There's been a bit of talk about the close relationship between the US abd UK but I don't think people realize how close it was. The US shared the designs of their most advanced nuclear warheads with Britain while Britain developed an advanced RV material used on US ICBM/SLBMs. No other US ally comes remotely close to this level of sharing, where the US gives Britain the keys to its most closely guarded secrets.

The US was never going to back Argentina, not in a million years, and Kirkpatrick was a fucken idiot.

Yep, at best you get a WW1 style scenario where she makes promises to the Argies that turn out to not be supported by the rest of the government, and ends up "Encouraged" to take early retirement.

If the US was truly neutral GB is going yo have a harder time of it. If the US is supporting Argintina the GB may or may not lose my gut is GB wins but it gets nasty.
If the US goes all in GB hasn't a chance.

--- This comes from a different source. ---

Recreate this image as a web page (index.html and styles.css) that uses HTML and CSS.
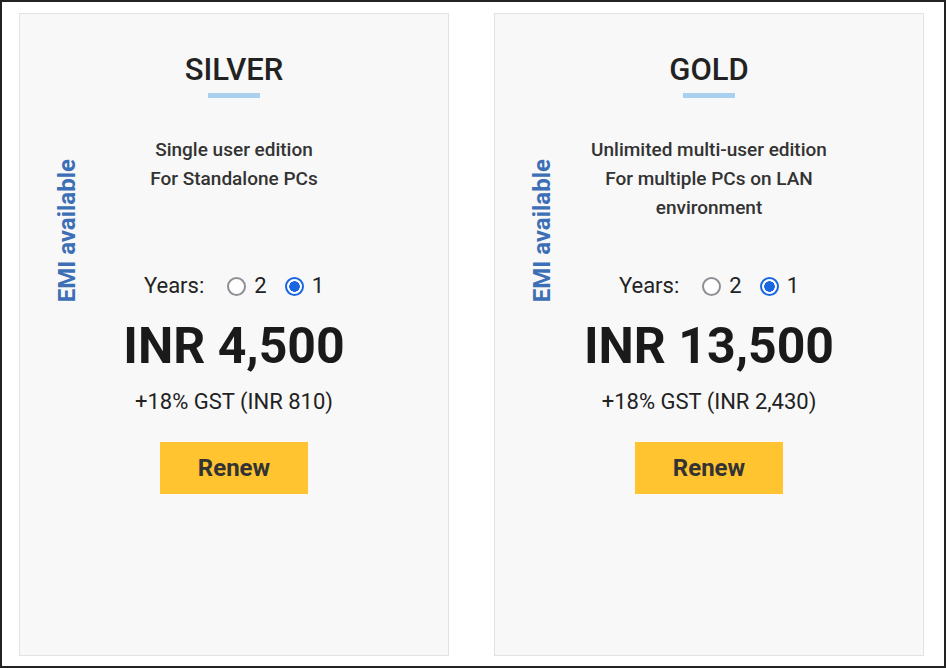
FILE: index.html
```html
<!DOCTYPE html>
<html>
<head>
<meta charset="utf-8">
<link rel="stylesheet" href="styles.css">
</head>
<body>
<div class="frame">
  <div class="plan">
    <div class="emi">EMI available</div>
    <h2 class="title">SILVER</h2>
    <div class="bar"></div>
    <div class="desc">Single user edition<br>For Standalone PCs</div>
    <div class="years">
      <span class="years-label">Years:</span>
      <span class="opt"><span class="radio"></span>2</span>
      <span class="opt"><span class="radio checked"></span>1</span>
    </div>
    <div class="price">INR 4,500</div>
    <div class="gst">+18% GST (INR 810)</div>
    <div class="btn">Renew</div>
  </div>
  <div class="plan">
    <div class="emi">EMI available</div>
    <h2 class="title">GOLD</h2>
    <div class="bar"></div>
    <div class="desc">Unlimited multi-user edition<br>For multiple PCs on LAN<br>environment</div>
    <div class="years">
      <span class="years-label">Years:</span>
      <span class="opt"><span class="radio"></span>2</span>
      <span class="opt"><span class="radio checked"></span>1</span>
    </div>
    <div class="price">INR 13,500</div>
    <div class="gst">+18% GST (INR 2,430)</div>
    <div class="btn">Renew</div>
  </div>
</div>
</body>
</html>
```

FILE: styles.css
```css
html, body {
  margin: 0;
  padding: 0;
  background: #ffffff;
}
body {
  font-family: Roboto, "Liberation Sans", sans-serif;
  color: #222;
}
.frame {
  box-sizing: border-box;
  width: 946px;
  height: 668px;
  border: 2px solid #222;
  padding: 11px 0 0 17px;
  display: flex;
  gap: 45px;
  align-items: flex-start;
}
.plan {
  position: relative;
  box-sizing: border-box;
  width: 430px;
  height: 643px;
  background: #f8f8f8;
  border: 1px solid #e2e2e2;
  display: flex;
  flex-direction: column;
  align-items: center;
  padding-top: 38px;
}
.emi {
  position: absolute;
  left: 33px;
  top: 145px;
  writing-mode: vertical-rl;
  transform: rotate(180deg);
  font-size: 24px;
  font-weight: 700;
  line-height: 28px;
  color: #3c6fb5;
}
.title {
  margin: 0;
  font-size: 31px;
  font-weight: 500;
  line-height: 35px;
  color: #222;
}
.bar {
  margin-top: 6px;
  width: 52px;
  height: 5px;
  background: #a9d1ef;
}
.desc {
  margin-top: 37px;
  height: 87px;
  font-size: 19px;
  font-weight: 500;
  line-height: 29px;
  text-align: center;
  color: #333;
}
.years {
  margin-top: 52px;
  display: flex;
  align-items: center;
  font-size: 22px;
  line-height: 24px;
  color: #222;
}
.years-label {
  margin-right: 23px;
}
.opt {
  display: flex;
  align-items: center;
  gap: 8px;
  margin-right: 18px;
}
.opt:last-child {
  margin-right: 0;
}
.radio {
  box-sizing: border-box;
  width: 19px;
  height: 19px;
  border-radius: 50%;
  border: 2.5px solid #8f8f95;
  background: #fff;
}
.radio.checked {
  border: 2.5px solid #1a66e0;
  background: radial-gradient(circle, #1a66e0 0 5px, #fff 5.5px);
}
.price {
  margin-top: 19px;
  font-size: 50px;
  font-weight: 700;
  line-height: 58px;
  color: #1a1a1a;
}
.gst {
  margin-top: 14px;
  font-size: 22px;
  line-height: 26px;
  color: #222;
}
.btn {
  margin-top: 27px;
  width: 148px;
  height: 52px;
  background: #ffc430;
  display: flex;
  align-items: center;
  justify-content: center;
  font-size: 24px;
  font-weight: 700;
  color: #333;
}
```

The problem is the US citizens will have a FIT if we support a tinpot dictatorship against our best aliy,

Who cares about the US citizens? The Pentagon and Congress will make noises that make the revolt of the admirals a minor affair if Regan seriously decides he would rather see NATO go down in flames for the sake of a third world dictatorship. There would be serious consideration to invoking the 25th on grounds of senility.... which as it turns out, probably wouldn't be too terribly far off the truth.
 
Last edited:

Evans II

Banned
Not all Irish are Roman Catholics. Reagan was a Right to life, serious Christian, with a deep love for Ireland, and a true respect for the Catholic Church. It helps to play Irish characters if you've grown up with them, and know them all your life. Trust me, I grow up with Irish cops, and I could play one to a tee. The Irish are the largest ethnic group in the United States, with over 50 million members.
How many of them are Scotch-Irish or even English but just latch to Irishness because they think it is cooler? In all seriousness, though, there is probably more people of English and German heritage, than Irish in the U.S.